## PROBLEM TO SOLVE
Images are not part of the copy; transcribe all the data exactly.

## INFORMATION PROVIDED
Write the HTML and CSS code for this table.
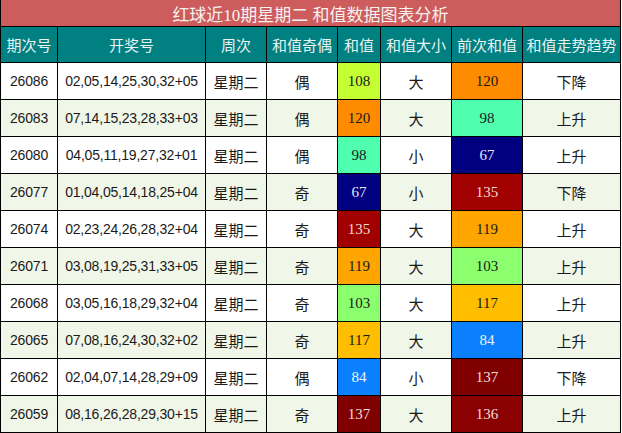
FILE: index.html
```html
<!DOCTYPE html>
<html lang="zh">
<head>
<meta charset="utf-8">
<title>红球近10期星期二 和值数据图表分析</title>
<link rel="stylesheet" href="styles.css">
</head>
<body>
<div class="board">
  <div class="title">红球近10期星期二 和值数据图表分析</div>
  <div class="th">期次号</div>
  <div class="th">开奖号</div>
  <div class="th">周次</div>
  <div class="th">和值奇偶</div>
  <div class="th">和值</div>
  <div class="th">和值大小</div>
  <div class="th">前次和值</div>
  <div class="th">和值走势趋势</div>

  <div class="td num">26086</div><div class="td num">02,05,14,25,30,32+05</div><div class="td cjk">星期二</div><div class="td cjk">偶</div><div class="td sum c108">108</div><div class="td cjk">大</div><div class="td sum c120">120</div><div class="td cjk">下降</div>

  <div class="td num alt">26083</div><div class="td num alt">07,14,15,23,28,33+03</div><div class="td cjk alt">星期二</div><div class="td cjk alt">偶</div><div class="td sum c120">120</div><div class="td cjk alt">大</div><div class="td sum c98">98</div><div class="td cjk alt">上升</div>

  <div class="td num">26080</div><div class="td num">04,05,11,19,27,32+01</div><div class="td cjk">星期二</div><div class="td cjk">偶</div><div class="td sum c98">98</div><div class="td cjk">小</div><div class="td sum c67">67</div><div class="td cjk">上升</div>

  <div class="td num alt">26077</div><div class="td num alt">01,04,05,14,18,25+04</div><div class="td cjk alt">星期二</div><div class="td cjk alt">奇</div><div class="td sum c67">67</div><div class="td cjk alt">小</div><div class="td sum c135">135</div><div class="td cjk alt">下降</div>

  <div class="td num">26074</div><div class="td num">02,23,24,26,28,32+04</div><div class="td cjk">星期二</div><div class="td cjk">奇</div><div class="td sum c135">135</div><div class="td cjk">大</div><div class="td sum c119">119</div><div class="td cjk">上升</div>

  <div class="td num alt">26071</div><div class="td num alt">03,08,19,25,31,33+05</div><div class="td cjk alt">星期二</div><div class="td cjk alt">奇</div><div class="td sum c119">119</div><div class="td cjk alt">大</div><div class="td sum c103">103</div><div class="td cjk alt">上升</div>

  <div class="td num">26068</div><div class="td num">03,05,16,18,29,32+04</div><div class="td cjk">星期二</div><div class="td cjk">奇</div><div class="td sum c103">103</div><div class="td cjk">大</div><div class="td sum c117">117</div><div class="td cjk">上升</div>

  <div class="td num alt">26065</div><div class="td num alt">07,08,16,24,30,32+02</div><div class="td cjk alt">星期二</div><div class="td cjk alt">奇</div><div class="td sum c117">117</div><div class="td cjk alt">大</div><div class="td sum c84">84</div><div class="td cjk alt">上升</div>

  <div class="td num">26062</div><div class="td num">02,04,07,14,28,29+09</div><div class="td cjk">星期二</div><div class="td cjk">偶</div><div class="td sum c84">84</div><div class="td cjk">小</div><div class="td sum c137">137</div><div class="td cjk">下降</div>

  <div class="td num alt">26059</div><div class="td num alt">08,16,26,28,29,30+15</div><div class="td cjk alt">星期二</div><div class="td cjk alt">奇</div><div class="td sum c137">137</div><div class="td cjk alt">大</div><div class="td sum c136">136</div><div class="td cjk alt">上升</div>
</div>
</body>
</html>
```

FILE: styles.css
```css
html, body {
  margin: 0;
  padding: 0;
  background: #ffffff;
}

.board {
  width: 619px;
  display: grid;
  grid-template-columns: 56px 147px 60px 70px 42px 70px 70px 97px;
  grid-template-rows: 26px 35px repeat(10, 36px);
  gap: 1px;
  padding: 0 1px 1px 1px;
  background: #000000;
}

.title {
  grid-column: 1 / -1;
  background: #cd5c5c;
  color: #f6f0f0;
  font-family: "Liberation Serif", "Noto Sans CJK SC", serif;
  font-size: 17px;
  display: flex;
  align-items: center;
  justify-content: center;
}

.th {
  background: #008080;
  color: #e9f3f3;
  font-family: "Noto Sans CJK SC", sans-serif;
  font-size: 15px;
  display: flex;
  align-items: center;
  justify-content: center;
}

.td {
  background: #ffffff;
  color: #1a1a1a;
  display: flex;
  align-items: center;
  justify-content: center;
  white-space: nowrap;
}

.td.alt {
  background: #f0f6e8;
}

.num {
  font-family: "Liberation Sans", sans-serif;
  font-size: 14px;
  letter-spacing: -0.2px;
}

.cjk {
  font-family: "Noto Sans CJK SC", sans-serif;
  font-size: 15px;
}

.sum {
  font-family: "Liberation Serif", serif;
  font-size: 15px;
}

.c108 { background: #c3ff33; }
.c120 { background: #ff8c00; }
.c98  { background: #4fffaf; }
.c67  { background: #000080; color: #e6e6f5; }
.c135 { background: #a00000; color: #f3dcdc; }
.c119 { background: #ffa500; }
.c103 { background: #8cff6e; }
.c117 { background: #ffbf00; }
.c84  { background: #0a80ff; color: #eef5ff; }
.c137 { background: #800000; color: #f0dcdc; }
.c136 { background: #8b0000; color: #f0dcdc; }
```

## THE ANSWER
Write the HTML and CSS code for this table.
FILE: index.html
```html
<!DOCTYPE html>
<html lang="zh">
<head>
<meta charset="utf-8">
<title>红球近10期星期二 和值数据图表分析</title>
<link rel="stylesheet" href="styles.css">
</head>
<body>
<div class="board">
  <div class="title">红球近10期星期二 和值数据图表分析</div>
  <div class="th">期次号</div>
  <div class="th">开奖号</div>
  <div class="th">周次</div>
  <div class="th">和值奇偶</div>
  <div class="th">和值</div>
  <div class="th">和值大小</div>
  <div class="th">前次和值</div>
  <div class="th">和值走势趋势</div>

  <div class="td num">26086</div><div class="td num">02,05,14,25,30,32+05</div><div class="td cjk">星期二</div><div class="td cjk">偶</div><div class="td sum c108">108</div><div class="td cjk">大</div><div class="td sum c120">120</div><div class="td cjk">下降</div>

  <div class="td num alt">26083</div><div class="td num alt">07,14,15,23,28,33+03</div><div class="td cjk alt">星期二</div><div class="td cjk alt">偶</div><div class="td sum c120">120</div><div class="td cjk alt">大</div><div class="td sum c98">98</div><div class="td cjk alt">上升</div>

  <div class="td num">26080</div><div class="td num">04,05,11,19,27,32+01</div><div class="td cjk">星期二</div><div class="td cjk">偶</div><div class="td sum c98">98</div><div class="td cjk">小</div><div class="td sum c67">67</div><div class="td cjk">上升</div>

  <div class="td num alt">26077</div><div class="td num alt">01,04,05,14,18,25+04</div><div class="td cjk alt">星期二</div><div class="td cjk alt">奇</div><div class="td sum c67">67</div><div class="td cjk alt">小</div><div class="td sum c135">135</div><div class="td cjk alt">下降</div>

  <div class="td num">26074</div><div class="td num">02,23,24,26,28,32+04</div><div class="td cjk">星期二</div><div class="td cjk">奇</div><div class="td sum c135">135</div><div class="td cjk">大</div><div class="td sum c119">119</div><div class="td cjk">上升</div>

  <div class="td num alt">26071</div><div class="td num alt">03,08,19,25,31,33+05</div><div class="td cjk alt">星期二</div><div class="td cjk alt">奇</div><div class="td sum c119">119</div><div class="td cjk alt">大</div><div class="td sum c103">103</div><div class="td cjk alt">上升</div>

  <div class="td num">26068</div><div class="td num">03,05,16,18,29,32+04</div><div class="td cjk">星期二</div><div class="td cjk">奇</div><div class="td sum c103">103</div><div class="td cjk">大</div><div class="td sum c117">117</div><div class="td cjk">上升</div>

  <div class="td num alt">26065</div><div class="td num alt">07,08,16,24,30,32+02</div><div class="td cjk alt">星期二</div><div class="td cjk alt">奇</div><div class="td sum c117">117</div><div class="td cjk alt">大</div><div class="td sum c84">84</div><div class="td cjk alt">上升</div>

  <div class="td num">26062</div><div class="td num">02,04,07,14,28,29+09</div><div class="td cjk">星期二</div><div class="td cjk">偶</div><div class="td sum c84">84</div><div class="td cjk">小</div><div class="td sum c137">137</div><div class="td cjk">下降</div>

  <div class="td num alt">26059</div><div class="td num alt">08,16,26,28,29,30+15</div><div class="td cjk alt">星期二</div><div class="td cjk alt">奇</div><div class="td sum c137">137</div><div class="td cjk alt">大</div><div class="td sum c136">136</div><div class="td cjk alt">上升</div>
</div>
</body>
</html>
```

FILE: styles.css
```css
html, body {
  margin: 0;
  padding: 0;
  background: #ffffff;
}

.board {
  width: 619px;
  display: grid;
  grid-template-columns: 56px 147px 60px 70px 42px 70px 70px 97px;
  grid-template-rows: 26px 35px repeat(10, 36px);
  gap: 1px;
  padding: 0 1px 1px 1px;
  background: #000000;
}

.title {
  grid-column: 1 / -1;
  background: #cd5c5c;
  color: #f6f0f0;
  font-family: "Liberation Serif", "Noto Sans CJK SC", serif;
  font-size: 17px;
  display: flex;
  align-items: center;
  justify-content: center;
}

.th {
  background: #008080;
  color: #e9f3f3;
  font-family: "Noto Sans CJK SC", sans-serif;
  font-size: 15px;
  display: flex;
  align-items: center;
  justify-content: center;
}

.td {
  background: #ffffff;
  color: #1a1a1a;
  display: flex;
  align-items: center;
  justify-content: center;
  white-space: nowrap;
}

.td.alt {
  background: #f0f6e8;
}

.num {
  font-family: "Liberation Sans", sans-serif;
  font-size: 14px;
  letter-spacing: -0.2px;
}

.cjk {
  font-family: "Noto Sans CJK SC", sans-serif;
  font-size: 15px;
}

.sum {
  font-family: "Liberation Serif", serif;
  font-size: 15px;
}

.c108 { background: #c3ff33; }
.c120 { background: #ff8c00; }
.c98  { background: #4fffaf; }
.c67  { background: #000080; color: #e6e6f5; }
.c135 { background: #a00000; color: #f3dcdc; }
.c119 { background: #ffa500; }
.c103 { background: #8cff6e; }
.c117 { background: #ffbf00; }
.c84  { background: #0a80ff; color: #eef5ff; }
.c137 { background: #800000; color: #f0dcdc; }
.c136 { background: #8b0000; color: #f0dcdc; }
```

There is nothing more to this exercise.